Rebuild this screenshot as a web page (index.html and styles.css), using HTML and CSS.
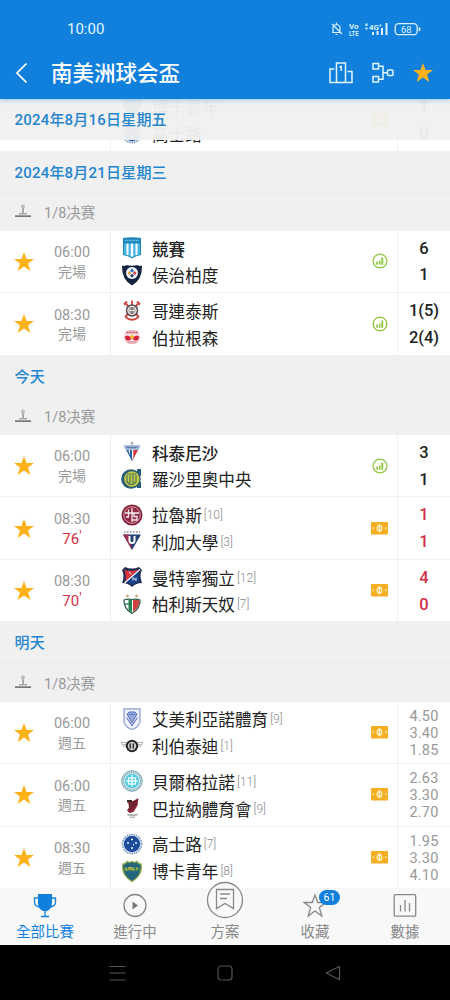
FILE: index.html
```
<!DOCTYPE html>
<html lang="zh-Hant">
<head>
    <meta charset="UTF-8">
    <title>南美洲球会盃</title>
    <link rel="stylesheet" href="styles.css">
</head>
<body>
<svg class="defs">
    <symbol id="star" viewBox="0 0 20 20"><path d="M10 0l2.6 7H20l-5.9 4.6L16.3 19 10 14.6 3.7 19l2.2-7.4L0 7h7.400z"/></symbol>
    <symbol id="stage" viewBox="0 0 17 14"><path d="M0 11.300h16v1.700H0z" fill="#777"/><path d="M4 10.500h8v-1.500H4z" fill="#aaa"/><path d="M7.200 4h1.600v5H7.200z" fill="#999"/><circle cx="8" cy="2.500" r="1.900" fill="#bbb"/></symbol>
    <symbol id="chart" viewBox="0 0 16 16"><circle cx="8" cy="8" r="6.900" fill="none" stroke="#8dc63f" stroke-width="1.300"/><path d="M4.300 8.500h1.700v3.200H4.300zM7 7.500h1.500v4.200H7zM9.300 4.500h1.900v7.200H9.300z" fill="#8dc63f"/></symbol>
    <symbol id="cash" viewBox="0 0 17 13"><rect width="17" height="12.500" rx="1" fill="#f5ae23"/><ellipse cx="8.500" cy="6.250" rx="2.200" ry="2.800" fill="none" stroke="#fff3c8" stroke-width="1.400"/><path d="M8.500 2v8.500" stroke="#fff3c8"/><path d="M1.700 4.700l1.600 1.550-1.600 1.550zM15.300 4.700l-1.600 1.550 1.600 1.550z" fill="#fff3c8"/></symbol>

    <!-- club crests -->
    <symbol id="racing" viewBox="0 0 22 22"><path d="M2 1q9-1.500 18 0v17q-5 .5-9 3.500-4-3-9-3.500z" fill="#1c84b8"/><path d="M3 6.500h16v11q-5 1-8 3-3-2-8-3z" fill="#48b4e0"/><path d="M5.500 6.500h2v11.500h-2zM9.800 6.500h2.400v13H9.800zM14.500 6.500h2v11.500h-2z" fill="#fff"/><path d="M4 3.500h14" stroke="#6fbfe3" stroke-width="1.500" stroke-dasharray="1.500 .7"/></symbol>
    <symbol id="huachipato" viewBox="0 0 22 22"><path d="M1 1.500q2.500 1 4.500-.5 5.500 1.500 11 0 2 1.500 4.500.5.500 14-10 20Q.5 15.500 1 1.500z" fill="#14233f"/><circle cx="11" cy="9" r="6" fill="#f1f3f8"/><path d="M11 4.500l2 2.200-2 1.800-2-1.800z" fill="#2b66b5"/><path d="M8.300 7l1.900 2.200-1.900 1.800-1.900-1.800z" fill="#e0a33c"/><path d="M13.700 7l1.900 2.200-1.900 1.800-1.900-1.800z" fill="#d33d45"/><path d="M11 9.800l2 2-2 1.800-2-1.800z" fill="#233865"/></symbol>
    <symbol id="corinthians" viewBox="0 0 22 22"><path d="M4 3l14 14M18 3L4 17" stroke="#c9453d" stroke-width="1.800"/><path d="M3 4.500l3-3M16 1.500l3 3M11 .5v5M4.500 17q6.500 5.500 13 0" stroke="#c9453d" stroke-width="1.800" fill="none"/><circle cx="11" cy="10.500" r="5.500" fill="#f4eeee" stroke="#5b4a4b" stroke-width="1.500"/><circle cx="11" cy="10.500" r="3.400" fill="#817779"/><path d="M9 8v5M13 8v5M8 10.500h6" stroke="#ddd"/></symbol>
    <symbol id="bragantino" viewBox="0 0 22 22"><rect x="4" y="4.500" width="14" height="13" rx="5" fill="#f6e9ec" stroke="#d8a3ac" stroke-width=".7"/><path d="M5.500 6.500h11" stroke="#ce5262" stroke-width="2" stroke-dasharray="1.400 .5"/><path d="M3.500 11q3-3 6 0h3q3-3 6 0l-2 3.500h-3L11 12.500 8.500 14.500h-3z" fill="#d81f3b"/><circle cx="11" cy="11" r="2" fill="#f1b82d"/><path d="M6.500 16h9" stroke="#dc8490" stroke-width="1.300"/></symbol>
    <symbol id="fortaleza" viewBox="0 0 22 22"><path d="M11 .3l.6 1.200 1.200.2-.9.9.2 1.200-1.100-.6-1.100.6.2-1.200-.9-.9 1.200-.2z" fill="#8899b0"/><path d="M3 5h16l-8 15z" fill="#2765aa"/><path d="M11 9h6l-6 11z" fill="#d63a43"/><path d="M7.500 9H9v5zM11 9h1.300v7L11 19z" fill="#fff"/><path d="M2.500 4h17l-2 5h-13z" fill="#aabfda"/><path d="M5 6.500h12" stroke="#456f9f" stroke-width="1.600" stroke-dasharray="1.600 .5"/></symbol>
    <symbol id="central" viewBox="0 0 22 22"><circle cx="10" cy="11" r="9.800" fill="#285c78"/><path d="M16 1h4v7h-4zM16 14h4v6h-4z" fill="#285c78"/><circle cx="10.800" cy="11" r="7.700" fill="#c5c944"/><path d="M6 7v7q4.500 5 9 0V7M9 7v8M12 7v8M6 6h9" fill="none" stroke="#4b7862" stroke-width="1.200"/></symbol>
    <symbol id="lanus" viewBox="0 0 22 22"><circle cx="11" cy="11" r="10.500" fill="#822138"/><circle cx="11" cy="11" r="8.300" fill="#932942" stroke="#dfbec6" stroke-width=".8"/><path d="M7.500 5.500V13H5M4 9h14M11 4v14M17 9h-4v3.500h3V16h-5" fill="none" stroke="#f5eef0" stroke-width="1.300"/></symbol>
    <symbol id="ldu" viewBox="0 0 22 22"><path d="M3 2h16" stroke="#8c8398" stroke-width="1.500" stroke-dasharray="1.500 1.500"/><path d="M2 4.500h18L11 20z" fill="#263f77"/><path d="M2 4.500h6L11 20z" fill="#9d2f4c"/><path d="M8.500 6v4.500q0 2.500 2.500 2.500t2.500-2.500V6" fill="none" stroke="#fff" stroke-width="2"/></symbol>
    <symbol id="medellin" viewBox="0 0 22 22"><path d="M1 4l3-3q7 3 14 0l3 3q-3 5 0 13-6 0-10 4-4-4-10-4 3-7 0-13z" fill="#202d57"/><path d="M3 4q8 2.500 15-1L4.500 15.500Q5.500 8 3 4z" fill="#df333c"/><path d="M18 5Q17 10 18.500 15.500 14 16 11 19q-3-3-6-3z" fill="#1b438b"/><path d="M3.500 17L19 3.500" stroke="#fff" stroke-width="1.200"/><path d="M8 5.500l2 3M12 14.500v-3l3 3v-3" stroke="#fff" stroke-width=".9" fill="none"/></symbol>
    <symbol id="palestino" viewBox="0 0 22 22"><path d="M6.500 1l.6 1.200 1.200.2-.9.9.2 1.200-1.100-.6-1.100.6.200-1.200-.9-.9 1.200-.2zM15.500 1l.6 1.200 1.200.2-.9.9.2 1.200-1.100-.6-1.100.6.200-1.200-.9-.9 1.200-.2z" fill="#b79b61"/><path d="M3 7q4-1.500 8-.5 4-1 8 .5.500 8.500-8 13.500Q2.500 15.500 3 7z" fill="#fff" stroke="#315b44" stroke-width="1.200"/><path d="M7.500 6.500H11v13.500l-3.500-3z" fill="#278357"/><path d="M12 7h6.300q.5 7-6.300 12z" fill="#cf4140"/><path d="M3 11h8" stroke="#277350" stroke-width="1.300"/></symbol>
    <symbol id="ameliano" viewBox="0 0 22 22"><path d="M3 .8h16V14q-1 5-8 7.500Q4 19 3 14z" fill="#eef0fb" stroke="#8a9bd0" stroke-width="1.200"/><path d="M6 6l2-2h6l2 2-5 9z" fill="#93a7dc" stroke="#6076bd"/><path d="M5.500 9.500L11 17.500l5.500-8M8 6.500h6" fill="none" stroke="#6076bd" stroke-width="1.100"/></symbol>
    <symbol id="libertad" viewBox="0 0 22 22"><path d="M0 7.500h6M16 7.500h6M1.500 9.500H5M20.500 9.500H17M3 11.500h2M19 11.500h-2M0 7.500l3 4.500M22 7.500L19 12" fill="none" stroke="#aaa" stroke-width=".9"/><circle cx="11" cy="11" r="5.200" fill="#ccc" stroke="#292929" stroke-width="2"/><path d="M8.500 8.500H10v5H8.500zM11.500 8.500H13v5h-1.500z" fill="#333"/></symbol>
    <symbol id="belgrano" viewBox="0 0 22 22"><circle cx="11" cy="11" r="10.300" fill="#cfe3e8" stroke="#7ba8b5" stroke-width="1"/><circle cx="11" cy="11" r="8.700" fill="none" stroke="#7ba8b5" stroke-width="1.300" stroke-dasharray="1.200 1"/><circle cx="11" cy="11" r="7" fill="#46c8df"/><path d="M11 5v12M5 11h12M7.500 8v6h7V8z" fill="none" stroke="#e8fbff" stroke-width="1.400"/></symbol>
    <symbol id="paranaense" viewBox="0 0 22 22"><path d="M7 4h5l5.500-3-1 7.500-4 6.500-4 1-2.500-2.500 2-3z" fill="#8c2433"/><path d="M8 10l8-7M8.500 13l7.500-7" stroke="#3b2730"/><path d="M6 3h5v2.500H6z" fill="#3a2a2d"/><path d="M6 17.500h11l-3 1.500H9zM9 20.500h5" stroke="#aaa" fill="#bbb" stroke-width=".8"/></symbol>
    <symbol id="cruzeiro" viewBox="0 0 22 22"><circle cx="11" cy="11" r="9.500" fill="none" stroke="#7e98c6" stroke-width="1.800" stroke-dasharray="1.500 .8"/><circle cx="11" cy="11" r="8.200" fill="#1d4c9c"/><path d="M11 5.500v2M10 6.500h2M7 9v2M6 10h2M15 9v2M14 10h2M11 14v2M10 15h2M12.500 11v1.500" stroke="#fff" stroke-width=".9"/></symbol>
    <symbol id="boca" viewBox="0 0 22 22"><path d="M2 4q3 0 4-2.500 2.500 1.500 5 0 2.500 1.500 5 0Q17 4 20 4q2 11-9 17.500Q0 15 2 4z" fill="#24647d" stroke="#8aa53f" stroke-width="1.200"/><path d="M3 7h16v4.500H3z" fill="#367a66"/><path d="M5 7.500V10h1.500M8 10V7.500h2V10M12 7.500V10h1.500M16 7.500V10" stroke="#d6c542" fill="none" stroke-width="1.200"/></symbol>
</svg>

<div class="app">
    <header class="header">
        <div class="status">
            <span class="clock">10:00</span>
            <svg width="92" height="16" viewBox="0 0 92 16" fill="none" stroke="#d9f1ff">
                <path d="M2 11.500h9M3 11V7q0-3 3.500-3.500Q10 4 10 7v4M5.500 13.500h2M2 3l10 10M6.500 1.500v2" stroke-width="1.200"/>
                <g fill="#d9f1ff" stroke="none" class="tiny"><text x="19" y="8">Vo</text><text x="19" y="15" textLength="9.500" lengthAdjust="spacingAndGlyphs">LTE</text><text x="39" y="8.500" textLength="13" lengthAdjust="spacingAndGlyphs">4G⁺</text></g>
                <path d="M36.500 2.500v2.500M36.500 6.500v2" stroke-width="2"/>
                <path d="M43 14v-3M47.500 14v-4M52 14V7M56.500 14V2" stroke-width="2"/>
                <rect x="65.200" y="2.700" width="22" height="11" rx="3.500" stroke-width="1.300"/><path d="M89.500 6.500v3.500" stroke-width="1.800"/>
                <text x="71" y="11.700" fill="#d9f1ff" stroke="none" class="battery">68</text>
            </svg>
        </div>
        <div class="titlebar">
            <svg class="back" width="14" height="22" viewBox="0 0 14 22"><path d="M11.500 1.500L2 11l9.500 9.500" fill="none" stroke="#fff" stroke-width="1.700"/></svg>
            <h1>南美洲球会盃</h1>
            <svg width="24" height="22" viewBox="0 0 24 22" fill="none" stroke="#e2f5ff" stroke-width="1.500"><path d="M7.500 20.500V1h9v19.500M5.500 7H1v13.500h22V9.500h-4.500M10.500 5.500l1.700-1V9"/></svg>
            <svg width="22" height="22" viewBox="0 0 22 22" fill="none" stroke="#e2f5ff" stroke-width="1.500"><rect x="1" y="1.500" width="5.500" height="5.500"/><rect x="1" y="14.500" width="5.500" height="5.500"/><rect x="15.500" y="8" width="5.500" height="5.500" rx="1"/><path d="M6.500 4.300H11v13H6.500M11 10.800h4.500"/></svg>
            <svg class="fav" width="20" height="20"><use href="#star"/></svg>
        </div>
    </header>

    <main class="list">
        <div class="sticky">2024年8月16日星期五</div>

        <section class="match under">
            <div class="when"></div>
            <div class="teams"><div class="team"><svg><use href="#boca"/></svg>博卡青年</div><div class="team"><svg><use href="#cruzeiro"/></svg>高士路</div></div>
            <svg class="cash"><use href="#cash"/></svg>
            <div class="score"><b>1</b><b>0</b></div>
        </section>

        <h2>2024年8月21日星期三</h2>
        <div class="stage"><svg><use href="#stage"/></svg>1/8决赛</div>
        <section class="match">
            <svg class="fav"><use href="#star"/></svg>
            <div class="when">06:00<span>完場</span></div>
            <div class="teams"><div class="team win"><svg><use href="#racing"/></svg>競賽</div><div class="team"><svg><use href="#huachipato"/></svg>侯治柏度</div></div>
            <svg class="chart"><use href="#chart"/></svg>
            <div class="score"><b>6</b><b>1</b></div>
        </section>
        <section class="match">
            <svg class="fav"><use href="#star"/></svg>
            <div class="when">08:30<span>完場</span></div>
            <div class="teams"><div class="team"><svg><use href="#corinthians"/></svg>哥連泰斯</div><div class="team"><svg><use href="#bragantino"/></svg>伯拉根森</div></div>
            <svg class="chart"><use href="#chart"/></svg>
            <div class="score"><b>1(5)</b><b>2(4)</b></div>
        </section>

        <h2>今天</h2>
        <div class="stage"><svg><use href="#stage"/></svg>1/8决赛</div>
        <section class="match">
            <svg class="fav"><use href="#star"/></svg>
            <div class="when">06:00<span>完場</span></div>
            <div class="teams"><div class="team win"><svg><use href="#fortaleza"/></svg>科泰尼沙</div><div class="team"><svg><use href="#central"/></svg>羅沙里奧中央</div></div>
            <svg class="chart"><use href="#chart"/></svg>
            <div class="score"><b>3</b><b>1</b></div>
        </section>
        <section class="match live">
            <svg class="fav"><use href="#star"/></svg>
            <div class="when">08:30<span>76<sup>'</sup></span></div>
            <div class="teams"><div class="team"><svg><use href="#lanus"/></svg>拉魯斯<small>[10]</small></div><div class="team"><svg><use href="#ldu"/></svg>利加大學<small>[3]</small></div></div>
            <svg class="cash"><use href="#cash"/></svg>
            <div class="score"><b>1</b><b>1</b></div>
        </section>
        <section class="match live">
            <svg class="fav"><use href="#star"/></svg>
            <div class="when">08:30<span>70<sup>'</sup></span></div>
            <div class="teams"><div class="team"><svg><use href="#medellin"/></svg>曼特寧獨立<small>[12]</small></div><div class="team"><svg><use href="#palestino"/></svg>柏利斯天奴<small>[7]</small></div></div>
            <svg class="cash"><use href="#cash"/></svg>
            <div class="score"><b>4</b><b>0</b></div>
        </section>

        <h2>明天</h2>
        <div class="stage"><svg><use href="#stage"/></svg>1/8决赛</div>
        <section class="match">
            <svg class="fav"><use href="#star"/></svg>
            <div class="when">06:00<span>週五</span></div>
            <div class="teams"><div class="team"><svg><use href="#ameliano"/></svg>艾美利亞諾體育<small>[9]</small></div><div class="team"><svg><use href="#libertad"/></svg>利伯泰迪<small>[1]</small></div></div>
            <svg class="cash"><use href="#cash"/></svg>
            <div class="odds"><span>4.50</span><span>3.40</span><span>1.85</span></div>
        </section>
        <section class="match">
            <svg class="fav"><use href="#star"/></svg>
            <div class="when">06:00<span>週五</span></div>
            <div class="teams"><div class="team"><svg><use href="#belgrano"/></svg>貝爾格拉諾<small>[11]</small></div><div class="team"><svg><use href="#paranaense"/></svg>巴拉納體育會<small>[9]</small></div></div>
            <svg class="cash"><use href="#cash"/></svg>
            <div class="odds"><span>2.63</span><span>3.30</span><span>2.70</span></div>
        </section>
        <section class="match">
            <svg class="fav"><use href="#star"/></svg>
            <div class="when">08:30<span>週五</span></div>
            <div class="teams"><div class="team"><svg><use href="#cruzeiro"/></svg>高士路<small>[7]</small></div><div class="team"><svg><use href="#boca"/></svg>博卡青年<small>[8]</small></div></div>
            <svg class="cash"><use href="#cash"/></svg>
            <div class="odds"><span>1.95</span><span>3.30</span><span>4.10</span></div>
        </section>
    </main>

    <nav class="tabs">
        <div class="tab active">
            <svg width="24" height="26" viewBox="0 0 24 26"><path d="M5 1h14v9q0 6-5 8h-4q-5-2-5-8z" fill="#1180dd"/><path d="M5 5H1.500v4q0 4 4.500 5M19 5h3.500v4q0 4-4.500 5M12 18v5M8 23.500h8" fill="none" stroke="#1180dd" stroke-width="1.300"/></svg>
            全部比賽
        </div>
        <div class="tab">
            <svg width="24" height="26" viewBox="0 0 24 26"><circle cx="12" cy="12.500" r="11" fill="none" stroke="#888" stroke-width="1.300"/><path d="M9.500 8.500l5.500 4-5.500 4z" fill="#777"/></svg>
            進行中
        </div>
        <div class="tab plan">
            <svg width="38" height="38" viewBox="0 0 38 38" fill="none" stroke="#888" stroke-width="1.300"><circle cx="19" cy="19" r="17.500" fill="#f9f9f9"/><path d="M10.500 8.500h17v19L19 22.500l-8.500 5zM14 13h10M14 17.500h7"/></svg>
            方案
        </div>
        <div class="tab">
            <svg width="24" height="26" viewBox="0 0 24 26"><path d="M12 2l2.800 7.500h8L16.300 14.500l2.500 8.500L12 18l-6.800 5 2.500-8.500L1.200 9.500h8z" fill="none" stroke="#888" stroke-width="1.300"/></svg>
            <span class="badge">61</span>
            收藏
        </div>
        <div class="tab">
            <svg width="24" height="26" viewBox="0 0 24 26" fill="none" stroke="#888" stroke-width="1.300"><rect x="1.200" y="1.700" width="21.500" height="21.500" rx="1"/><path d="M7.500 12v6.500M12 7v11.500M16.500 10v8.500"/></svg>
            數據
        </div>
    </nav>

    <footer class="system">
        <svg width="18" height="18" viewBox="0 0 18 18"><path d="M1.500 2.500h16M1.500 9h16M1.500 16h16"/></svg>
        <svg width="18" height="18" viewBox="0 0 18 18"><rect x="2" y="2" width="14" height="14" rx="3"/></svg>
        <svg width="18" height="18" viewBox="0 0 18 18"><path d="M15.500 2.500v13q-7-3-13-6.500 6-3.500 13-6.500z"/></svg>
    </footer>
</div>
</body>
</html>
```
FILE: styles.css
```
* {
    box-sizing: border-box;
}
body {
    margin: 0;
    font-family: Roboto, "Noto Sans CJK TC", sans-serif;
    color: #222;
}
svg {
    display: block;
    flex: none;
}
.defs {
    position: absolute;
    width: 0;
    height: 0;
}
.app {
    display: flex;
    flex-direction: column;
    width: 450px;
    height: 1000px;
    overflow: hidden;
}

/* header */
.header {
    position: relative;
    z-index: 3;
    height: 99px;
    flex: none;
    background: #1180dd;
    color: #fff;
    box-shadow: 0 1px 5px #8ec3ee;
}
.status {
    display: flex;
    justify-content: space-between;
    align-items: center;
    height: 46px;
    padding: 12px 28px 0 67px;
}
.clock {
    font-size: 15px;
    color: #e2f5ff;
}
.tiny {
    font-size: 8px;
    font-weight: 700;
}
.battery {
    font-size: 9.500px;
}
.titlebar {
    display: flex;
    align-items: center;
    height: 53px;
    padding: 0 17px 0 15px;
}
.titlebar h1 {
    flex: 1;
    margin: 2px 0 0 22px;
    font-size: 21.5px;
    font-weight: 500;
    line-height: 30px;
}
.titlebar svg + svg {
    margin-left: 19px;
}
.fav {
    width: 20px;
    height: 20px;
    fill: #ffb118;
}

/* match list */
.list {
    flex: 1;
    min-height: 0;
    margin-top: -10px;
    overflow: hidden;
    background: #fff;
}
.sticky {
    position: absolute;
    top: 99px;
    z-index: 2;
    width: 450px;
    background: rgba(240, 240, 240, .96);
}
.sticky, .list h2 {
    height: 41px;
    margin: 0;
    padding-left: 14.500px;
    font-size: 15px;
    font-weight: 500;
    line-height: 43px;
    letter-spacing: .2px;
    color: #2585cf;
}
.list h2 {
    height: 41.500px;
    background: #f0f0f0;
    border-bottom: 1px solid #ebebeb;
}
.stage {
    display: flex;
    align-items: center;
    gap: 12px;
    height: 37.700px;
    padding: 0 0 1px 15px;
    background: #f0f0f0;
    font-size: 14.500px;
    color: #999;
}
.stage svg {
    width: 17px;
    height: 14px;
}
.match {
    display: flex;
    align-items: center;
    height: 62.500px;
    padding-left: 14px;
    border-bottom: 1px solid #f0f0f0;
}
.under {
    padding-left: 34px;
}
.match .fav {
    margin-top: 1px;
}
.when {
    width: 76px;
    padding-top: 3px;
    font-size: 14.500px;
    line-height: 19.800px;
    text-align: center;
    color: #999;
}
.when span {
    display: block;
    font-size: 14px;
}
.live .when span {
    font-size: 15px;
    color: #d22f45;
}
.when sup {
    font-size: 14px;
    line-height: 0;
    vertical-align: 3px;
}
.teams {
    display: flex;
    flex-direction: column;
    justify-content: center;
    flex: 1;
    height: 100%;
    padding-left: 10px;
    border-left: 1px solid #f0f0f0;
}
.team {
    display: flex;
    align-items: center;
    height: 26.700px;
    padding-top: 1px;
    font-size: 16.600px;
    white-space: nowrap;
}
.team svg {
    width: 22px;
    height: 22px;
    margin: -1px 9px 0 0;
}
.team small {
    margin: 0 0 0 2px;
    font-size: 12px;
    font-weight: 300;
    color: #888;
}
.win {
    font-weight: 500;
}
.chart {
    width: 16px;
    height: 16px;
    margin-right: 9px;
}
.cash {
    width: 17px;
    height: 13px;
    margin-right: 9.500px;
}
.score, .odds {
    display: flex;
    flex-direction: column;
    justify-content: center;
    width: 53px;
    height: 100%;
    padding-top: 2px;
    border-left: 1px solid #f0f0f0;
    text-align: center;
}
.score b {
    font-size: 16.500px;
    font-weight: 500;
    line-height: 26.700px;
}
.live .score {
    color: #d22f45;
}
.odds span {
    font-size: 14.500px;
    line-height: 17.200px;
    letter-spacing: .2px;
    color: #999;
}

/* bottom bars */
.tabs {
    position: relative;
    z-index: 2;
    display: flex;
    flex: none;
    height: 57px;
    background: #f8f8f8;
}
.tab {
    position: relative;
    display: flex;
    flex-direction: column;
    align-items: center;
    justify-content: flex-end;
    gap: 4px;
    width: 90px;
    padding-bottom: 2px;
    font-size: 14.400px;
    line-height: 20px;
    color: #888;
}
.active {
    color: #1180dd;
}
.badge {
    position: absolute;
    top: 2px;
    left: 49px;
    width: 21px;
    height: 15px;
    border-radius: 8px;
    background: #1180dd;
    color: #fff;
    font-size: 10.500px;
    line-height: 15px;
    text-align: center;
}
.system {
    display: flex;
    justify-content: center;
    align-items: center;
    gap: 90px;
    flex: none;
    height: 55px;
    background: #000;
}
.system svg {
    fill: none;
    stroke: #555;
    stroke-width: 1.200;
}
```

_ _ _ _ _

● **Aim**
Pull out all lines in the data above that include "styles".

● **Reply**
Rebuild this screenshot as a web page (index.html and styles.css), using HTML and CSS.
    <link rel="stylesheet" href="styles.css">
FILE: styles.css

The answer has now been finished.